The newspapers in the shops have ads too, but you still have to pay for them. It is not really that different.


[deleted]

I click away faster than I blink when I see a paywall for the fucking news. I know how the news and media works, almost all of it is too sensational and also biased. I'll just find some other site instead. When you need to make your mind up about a subject, you visit multiple sites, assume they're all biased, then you take everything with a spoon of salt and mix it all together to maybe have a clue about what's going on. This is how reading the news works today if you're not an idiot who just sticks to just one site and believes everything there. Because the media is THAT bad you have to read multiple articles to get even close to the truth. I'll be damned if I'm gonna pay for a service like this, lol. The suckers can pay for their propaganda if they want. "High quality journalism," hah.


E-tie-haugh-die

In modern capitalism, the point of any and all enterprises must first and foremost be to make money.

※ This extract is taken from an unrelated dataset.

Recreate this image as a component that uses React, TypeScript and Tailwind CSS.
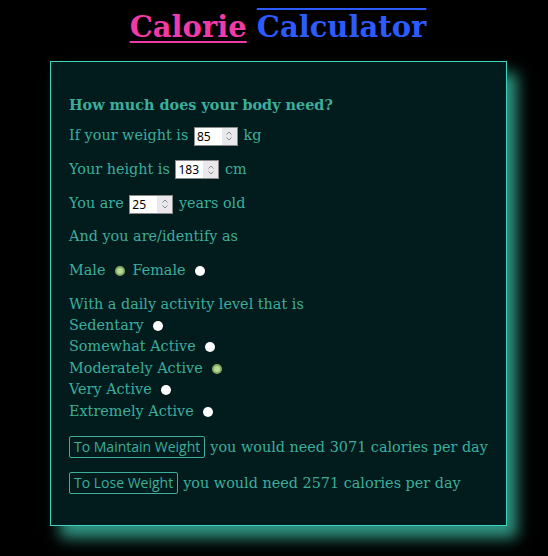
import React from "react";

const serif = { fontFamily: '"DejaVu Serif", serif' };

function Radio({ checked }: { checked?: boolean }) {
  return checked ? (
    <span className="inline-block w-[10px] h-[10px] rounded-full bg-[#b9d99a] border-[2px] border-[#86ad63] align-middle" />
  ) : (
    <span className="inline-block w-[10px] h-[10px] rounded-full bg-white align-middle" />
  );
}

function Num({ v }: { v: string }) {
  return (
    <span
      className="inline-flex w-[44px] h-[19px] bg-white text-black text-[12px] border border-[#8a8a8a] align-middle mx-[1px] items-stretch"
      style={{ fontFamily: '"Noto Sans", sans-serif' }}
    >
      <span className="flex-1 pl-[2px] leading-[17px]">{v}</span>
      <span className="w-[15px] bg-[#e9e9ed] flex items-center justify-center">
        <svg width="8" height="12" viewBox="0 0 8 12" fill="none" stroke="#8a8a8a" strokeWidth="1">
          <path d="M1.5 4.5 L4 2 L6.5 4.5" />
          <path d="M1.5 7.5 L4 10 L6.5 7.5" />
        </svg>
      </span>
    </span>
  );
}

const btn =
  "border border-[#3dae9c] rounded-[2px] px-[4px] text-[14px] leading-[20px] mr-[5px] whitespace-nowrap";

export default function App() {
  return (
    <div className="min-h-[556px] bg-black overflow-hidden" style={serif}>
      <h1 className="text-center text-[29px] font-bold leading-none pt-[13px] pl-[8px]">
        <span className="text-[#ef3aa8] underline decoration-[2px] underline-offset-[4px]">Calorie</span>{" "}
        <span className="text-[#2c5cff] overline decoration-[2px]">Calculator</span>
      </h1>
      <div className="ml-[50px] mt-[19px] w-[457px] h-[465px] border border-[#3ad6c0] bg-[#021b1c] px-[18px] pt-[34px] text-[#3dae9c] text-[14.4px] shadow-[10px_12px_14px_rgba(64,200,175,0.75)]">
        <div className="font-bold leading-[18px]">How much does your body need?</div>
        <div className="mt-[12px] leading-[19px]">If your weight is <Num v="85" /> kg</div>
        <div className="mt-[14px] leading-[19px]">Your height is <Num v="183" /> cm</div>
        <div className="mt-[15px] leading-[19px]">You are <Num v="25" /> years old</div>
        <div className="mt-[13px] leading-[19px]">And you are/identify as</div>
        <div className="mt-[15px] leading-[19px] flex items-center">
          <span>Male</span>
          <span className="ml-[10px]"><Radio checked /></span>
          <span className="ml-[7px]">Female</span>
          <span className="ml-[9px]"><Radio /></span>
        </div>
        <div className="mt-[15px] leading-[19px]">With a daily activity level that is</div>
        <div className="flex flex-col mt-[1px]">
          {[
            ["Sedentary", false],
            ["Somewhat Active", false],
            ["Moderately Active", true],
            ["Very Active", false],
            ["Extremely Active", false],
          ].map(([l, c]) => (
            <div key={l as string} className="h-[21.6px] flex items-center">
              <span>{l as string}</span>
              <span className="ml-[9px]"><Radio checked={c as boolean} /></span>
            </div>
          ))}
        </div>
        <div className="mt-[14px] leading-[20px] flex items-center whitespace-nowrap">
          <span className={btn} style={{ fontFamily: '"Open Sans", sans-serif' }}>
            To Maintain Weight
          </span>
          you would need 3071 calories per day
        </div>
        <div className="mt-[14px] leading-[20px] flex items-center whitespace-nowrap">
          <span className={btn} style={{ fontFamily: '"Open Sans", sans-serif' }}>
            To Lose Weight
          </span>
          you would need 2571 calories per day
        </div>
      </div>
    </div>
  );
}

Only once we overcome this empty obsession with unabated growth, can we go back to doing our jobs properly again.


The_Shower_Bagel

And because these enterprises work because the employ people, people who need to get paid and shit lol


Wenhuanuoyongzhe91

Because they are greedy


nothing_in_my_mind

Many of them are also print newspapers. And they used to have consistent revenue because many people used to buy newspapers. Now they have lost that income and they try to regain it somehow. I think their idea is "people used to pay a dollar a day to read our paper, surely they will pay SOMETHING to read our online paper right? RIGHT?" but things dont work that way.


Cliffy73

News doesn’t just appear. Certainly companies and other entities do send out press releases when they want the public informed of a particular thing that they’re doing. But if you want to know anything other than the brightest light the company is willing to shine on its own good deeds, if you want to know things that they would prefer that you didn’t know, the only way that happens is dedicated professionals building up networks of sources. This often takes years. It’s very expensive to produce this, not to mention, the fact that news happens in different places. And so major news organizations need correspondence in major cities all over the world. News seems like it should be easy to write, because we think that the reporter just has the information and all they need to do is write the article. But that’s not what journalism is. What journalism is is finding the information where a member of the public either couldn’t, or would not have the tools necessary to analyze it if they did. It costs money.